Publicado no Jornal Folha de São
Paulo em 31/05/97
A comunidade evangélica Ministério
Hermon, de Curitiba (PR), utiliza a humilhação pública,
a punição, a delação e a penitência
como métodos para a "cura" de homossexuais.
O pastor Ronaldo Reis, que dirige a
entidade, não usa a palavra "cura". O "tratamento"
dura entre nove meses e um ano.
A entidade, que tem 300 internos, também
recebe viciados em droga, álcool, além de
prostitutas e doentes de Aids.
Uma das dinâmicas de grupo aplicadas
aos internos homossexuais chama-se "cadeira do réu".
O homossexual senta-se numa cadeira. Em seguida, os outros
internos passam a fazer acusações contra o "réu".
Os homossexuais afeminados são
repreendidos. "A Bíblia diz que os afeminados não
entrarão no reino do céu", diz Freire.
Tortura
Para Tony Reis, do Grupo Dignidade,
Conscientização e Emancipação
Homossexual de Curitiba, a comunidade usa práticas de
tortura mental. O grupo elaborou em 95 um dossiê com
relatos que narram casos de tortura.
O documento traz o depoimento de oito
ex-internos, identificados apenas pelas iniciais do nome.

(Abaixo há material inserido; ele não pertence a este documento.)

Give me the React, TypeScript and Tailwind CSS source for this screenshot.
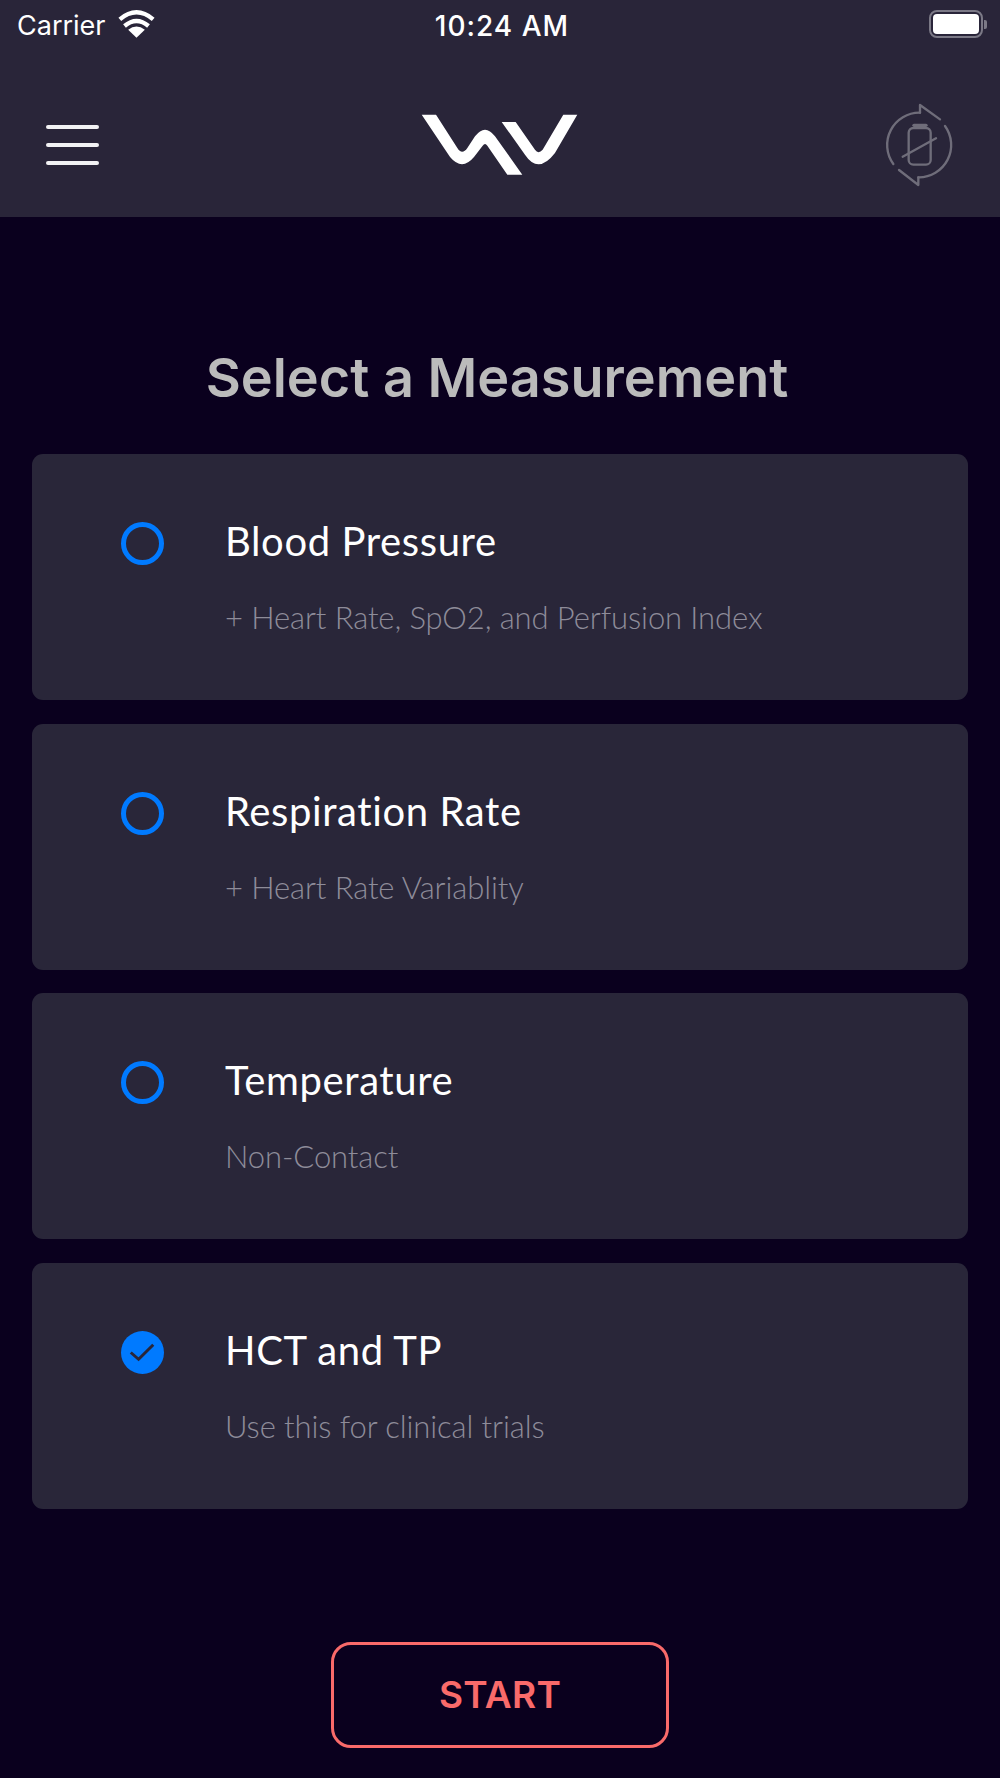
const cards = [
  { title: "Blood Pressure", sub: "+ Heart Rate, SpO2, and Perfusion Index", on: false },
  { title: "Respiration Rate", sub: "+ Heart Rate Variablity", on: false },
  { title: "Temperature", sub: "Non-Contact", on: false },
  { title: "HCT and TP", sub: "Use this for clinical trials", on: true },
];

function Wifi() {
  return (
    <svg viewBox="360 28 110 84" width="37" height="28" className="ml-[12px] mt-[-4px]">
      <path d="M415 111 L390 87 Q415 68 440 87 Z" fill="#fff" />
      <path d="M379 76 Q415 46 451 76" fill="none" stroke="#fff" strokeWidth="13" />
      <path d="M365 56 Q415 14 465 56" fill="none" stroke="#fff" strokeWidth="13" />
    </svg>
  );
}

function Battery() {
  return (
    <div className="flex items-center mt-[-4px]">
      <div className="w-[54px] h-[28px] rounded-[8px] border-[2px] border-[#7b7986] p-[2px]">
        <div className="w-full h-full rounded-[4px] bg-white" />
      </div>
      <div className="w-[3px] h-[9px] ml-[1px] rounded-r-[2px] bg-[#7b7986]" />
    </div>
  );
}

function Logo() {
  return (
    <svg viewBox="60 40 480 190" width="160" height="63.3" fill="#fff">
      <path d="M65 45 H108 L172 145 Q186 168 202 145 L225 110 Q255 70 285 110 L367 225 H322 L262 138 Q255 128 248 138 L222 172 Q186 215 150 172 Z" />
      <path d="M305 67 H347 L405 150 Q415 165 428 150 L490 45 H532 L465 160 Q415 225 375 165 Z" />
    </svg>
  );
}

function SyncBattery() {
  return (
    <svg viewBox="0 0 330 330" width="110" height="110" fill="none" stroke="#6f6d7a" strokeWidth="7" strokeLinecap="round" strokeLinejoin="round">
      <path d="M100 222 A97 97 0 0 1 180 68" />
      <path d="M180 68 L180 45 L240 88" />
      <path d="M255 108 A97 97 0 0 1 175 262" />
      <path d="M175 262 L175 285 L117 240" />
      <rect x="146" y="114" width="66" height="110" rx="14" />
      <path d="M162 106 H198" strokeWidth="10" />
      <path d="M128 200 L228 145" />
    </svg>
  );
}

export default function App() {
  return (
    <div className="min-h-[1778px] bg-[#0a001e] font-['Inter',sans-serif] overflow-hidden">
      <header className="h-[217px] bg-[#292539] text-white">
        <div className="h-[52px] grid grid-cols-3 items-center pl-[17px] pr-[13px]">
          <div className="flex items-center text-[27px] leading-[44px]">
            <span>Carrier</span>
            <Wifi />
          </div>
          <div className="text-center text-[28px] leading-[44px] font-medium tracking-[1px]">10:24 AM</div>
          <div className="flex justify-end">
            <Battery />
          </div>
        </div>
        <div className="flex items-center justify-between pl-[46px] pr-[30px] pt-[38px]">
          <div className="w-[94px] flex flex-col gap-[14px]">
            <div className="w-[53px] h-[4px] rounded-full bg-[#f2f2f4]" />
            <div className="w-[53px] h-[4px] rounded-full bg-[#f2f2f4]" />
            <div className="w-[53px] h-[4px] rounded-full bg-[#f2f2f4]" />
          </div>
          <Logo />
          <SyncBattery />
        </div>
      </header>
      <main className="pt-[129px]">
        <h1 className="text-center text-[54px] leading-[64px] font-semibold text-[#bbbbbb] pr-[6px]">Select a Measurement</h1>
        <div className="mt-[44px] px-[32px] flex flex-col gap-[23.67px]">
          {cards.map((c) => (
            <div key={c.title} className="h-[246px] rounded-[11px] bg-[#292639] pl-[89px] pt-[68px] flex items-start">
              {c.on ? (
                <div className="w-[43px] h-[43px] rounded-full bg-[#007aff] flex items-center justify-center">
                  <svg viewBox="0 0 44 44" width="43" height="43" fill="none" stroke="#292639" strokeWidth="3">
                    <path d="M10 22 L18 29 L33 14" />
                  </svg>
                </div>
              ) : (
                <div className="w-[43px] h-[43px] rounded-full border-[5px] border-[#007aff]" />
              )}
              <div className="ml-[61px] mt-[-5px] font-['Lato',sans-serif]">
                <div className="text-[40px] leading-[48px] tracking-[0.6px] text-white">{c.title}</div>
                <div className="mt-[32px] text-[31px] leading-[40px] font-light tracking-[-0.1px] text-[#8e8c99]">{c.sub}</div>
              </div>
            </div>
          ))}
        </div>
        <button className="block mx-auto mt-[133px] w-[338px] h-[106px] rounded-[20px] border-[3px] border-[#f96a6a] text-[37px] tracking-[0.3px] font-semibold text-[#f96a6a]">
          START
        </button>
      </main>
    </div>
  );
}
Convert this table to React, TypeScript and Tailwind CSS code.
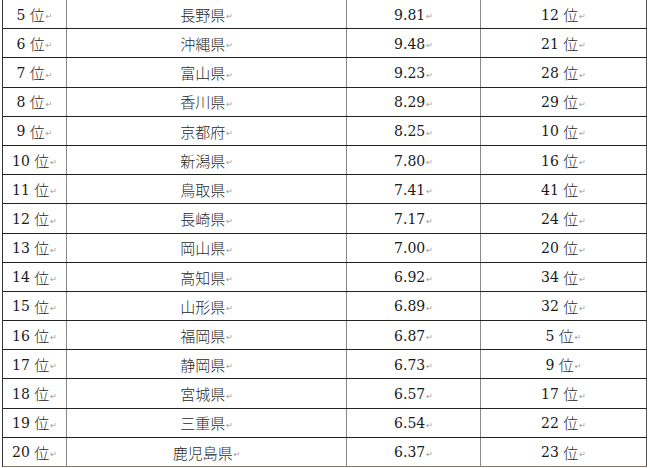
const rows = [
  ['5', '長野県', '9.81', '12'],
  ['6', '沖縄県', '9.48', '21'],
  ['7', '富山県', '9.23', '28'],
  ['8', '香川県', '8.29', '29'],
  ['9', '京都府', '8.25', '10'],
  ['10', '新潟県', '7.80', '16'],
  ['11', '鳥取県', '7.41', '41'],
  ['12', '長崎県', '7.17', '24'],
  ['13', '岡山県', '7.00', '20'],
  ['14', '高知県', '6.92', '34'],
  ['15', '山形県', '6.89', '32'],
  ['16', '福岡県', '6.87', '5'],
  ['17', '静岡県', '6.73', '9'],
  ['18', '宮城県', '6.57', '17'],
  ['19', '三重県', '6.54', '22'],
  ['20', '鹿児島県', '6.37', '23'],
]

function Mark() {
  return <span className="ml-[1px] self-end pb-[7px] text-[8px] leading-none text-[#9a9a9a] [font-family:'DejaVu_Sans',sans-serif]">↵</span>
}

function Cell({ children, className = '' }: { children: React.ReactNode; className?: string }) {
  return (
    <div className={'flex h-full items-center justify-center border-r border-[#8a8a8a] pt-[2px] ' + className}>
      <span className="flex h-full items-center">{children}</span>
      <Mark />
    </div>
  )
}

const jp = "text-[15px] font-light text-[#2a2a2a] [font-family:'Noto_Sans_CJK_JP',sans-serif]"

export default function App() {
  return (
    <div className="h-[468px] w-[650px] overflow-hidden bg-white text-[14px] text-[#1a1a1a] [font-family:'DejaVu_Serif','Noto_Sans_CJK_JP',serif]">
      <div className="ml-[2px] w-[645px] border-l border-[#333]">
        {rows.map(([rank, name, value, prev], i) => (
          <div
            key={rank}
            className={
              'grid h-[29.2px] grid-cols-[64px_280px_134px_166px] border-b ' +
              (i === rows.length - 1 ? 'border-[#8a7866]' : 'border-[#222]')
            }
          >
            <Cell>
              {rank}&nbsp;<span className={jp}>位</span>
            </Cell>
            <Cell>
              <span className={jp}>{name}</span>
            </Cell>
            <Cell>{value}</Cell>
            <Cell className="border-[#555]">
              {prev}&nbsp;<span className={jp}>位</span>
            </Cell>
          </div>
        ))}
      </div>
    </div>
  )
}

"Houve um caso, que eu presenciei, de
um rapaz que já não estava bem por causa de
pressionarem ele lá dentro. ...Um dia eles levaram-no até
o parque da Boa Vista, que é atrás da chácara,
deram um banho nele, jogaram no lago. Ele voltou todo ensopado,
ainda o pegaram, ligaram dois fios na tomada de 100 volts e
deram choque nele ...mais tarde ele começou a sangrar
pelo nariz e eles não estavam nem aí", diz
trecho de um dos depoimentos.
Tony Reis disse que o dossiê foi
elaborado porque o grupo estava recebendo denúncias de
maus-tratos. "Depois elas pararam. Eu não sei dizer
se hoje a situação ainda é esta",
afirmou.
O pastor Ronaldo Reis disse que as acusações
do dossiê são mentirosas. Ele usa uma teoria da
filosofia existencialista _atéia e libertária por
natureza_ para explicar o processo de partida para a conversão
dos internos. "As pessoas não são, elas estão".
Aidéticos não têm
remédios
A comunidade Ministério Hermon tem,
segundo o pastor Ronaldo Reis, 300 internos, entre homens e
mulheres adultos, adolescentes e crianças. Desses, cerca
de 150 são soropositivos. A comunidade recolhe qualquer
pessoa.
Reis diz que a comunidade não tem
medicamentos para a terapia de doentes de Aids _como o AZT e o
inibidor de protease.
A Secretaria Estadual da Saúde
informou que não fornece os medicamentos à
comunidade porque esta não dispõe de um
profissional para monitorar o uso.
No dossiê sobre maus-tratos na
comunidade, elaborado por seis grupos de direitos humanos de
Curitiba (PR), ex-internos soropositivos afirmam que não
recebiam medicamentos.
''Disseram que eu não podia tomar
remédio e que tinha que confiar em Deus'', diz trecho de
um dos depoimentos.
O pastor nega. ''Nunca deixei de dar remédios
aos internos'', disse.
A Agência Folha visitou a
comunidade. As condições de higiene são
precárias. Os quartos têm até 6 m2. O cheiro
de urina nos corredores é intenso. As refeições
são servidas a céu aberto.
Reis, que afirma pertencer à igreja
Assembléia de Deus, diz que não tem recursos para
manter a instituição, que sobrevive de caridade.